Under an agile approach you’re actually going to have a lot more control as a buyer. Historically, stage gates were at the phase level — you would do requirements, you would do design, they would all get signed off on. And there was the sense that you had a termination point at the end of each of those phases. But in reality, you didn’t. You would do requirements gathering–it’s a paper document. You would do design–it’s a paper document. You would then move into development. Many times your vendor would get so much work in-progress that the switching cost was too high to get rid of them, even if you found out that you had the “A” team for business development, but you actually got the “C” team for implementation itself.
Organizations wouldn’t find out that there’s a disconnect until the testing phase (when they’re 70% into it). So they thought they had these stage gates of control, but they didn’t.
Under an agile approach, we’re going to move those from phase stage gates to sprint-level stage gates. So what we’re going to say is, “Here’s an RFP, we’ll RFP it, and we’ll take what we think is the most realistic solution,” and then we’ll say, “Congratulations! You’ve won the project–it’s a year-long project, it’s a million dollars. However, we retain the right at the end of every single sprint to either continue with this contract or not continuing with this contract.”

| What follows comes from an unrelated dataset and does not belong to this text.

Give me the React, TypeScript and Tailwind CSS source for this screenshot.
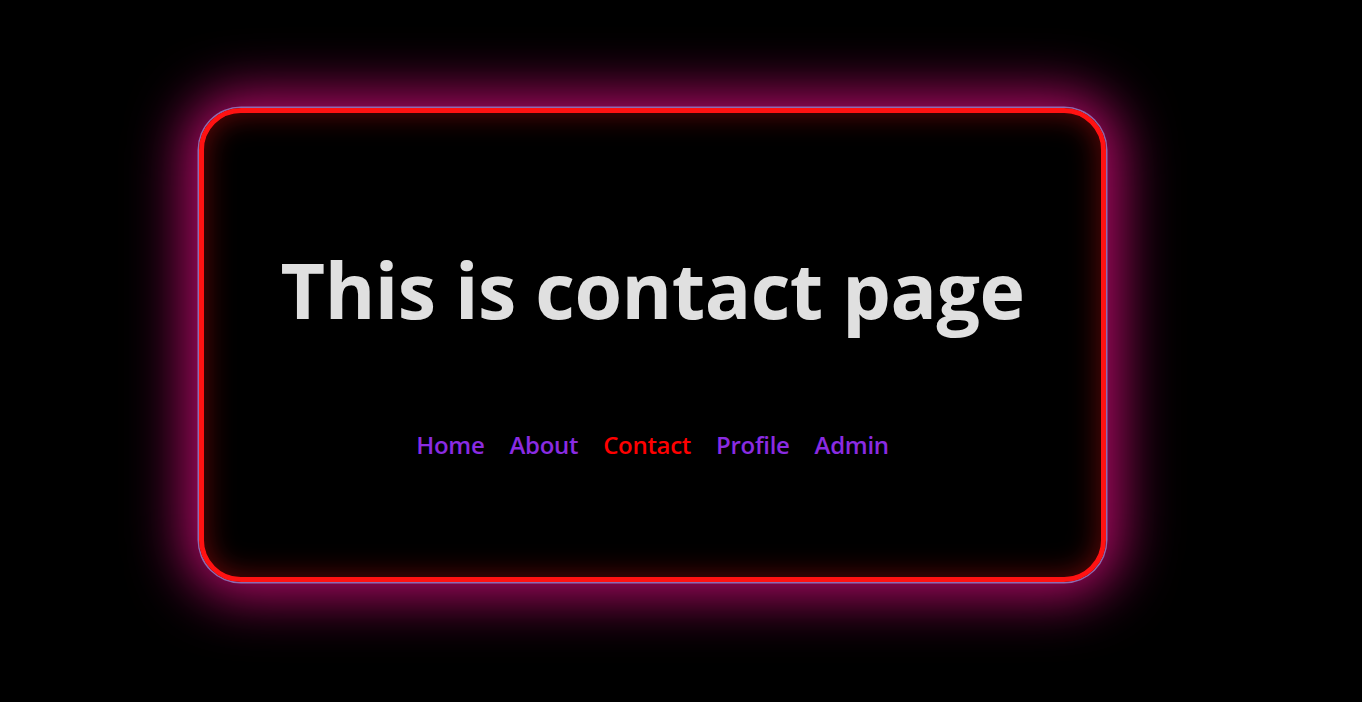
const links = [
  { label: 'Home', active: false },
  { label: 'About', active: false },
  { label: 'Contact', active: true },
  { label: 'Profile', active: false },
  { label: 'Admin', active: false },
]

export default function App() {
  return (
    <div className="min-h-[702px] bg-black pt-[108px] pl-[199px] font-['Open_Sans',sans-serif]">
      <div className="flex h-[474px] w-[907px] flex-col items-center rounded-[42px] border-[5px] border-[#ff1212] shadow-[0_0_0_1.5px_rgba(150,140,215,0.75),0_0_55px_14px_rgba(215,12,125,0.85),inset_0_0_30px_rgba(255,20,20,0.4)]">
        <h1 className="mt-[138px] text-[77px] font-bold leading-none tracking-[-0.5px] text-[#e0e0e0]">
          This is contact page
        </h1>
        <nav className="mt-[99px] flex gap-[25px] text-[24px] font-semibold tracking-[-0.3px]">
          {links.map(l => (
            <a
              key={l.label}
              href="#"
              className={l.active ? 'text-[#ff0000]' : 'text-[#8a2be2]'}
            >
              {l.label}
            </a>
          ))}
        </nav>
      </div>
    </div>
  )
}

Now, at the end of every single sprint I’ve got a true stage gate, because whatever that vendor has built, they built it to completion. We either know that it works or it doesn’t work. Everything ahead of them they haven’t even touched yet. So, we’re actually going to give procurers of vendor services a lot more control in ensuring that the people that are working on their project are the people they were promised during the business development phase.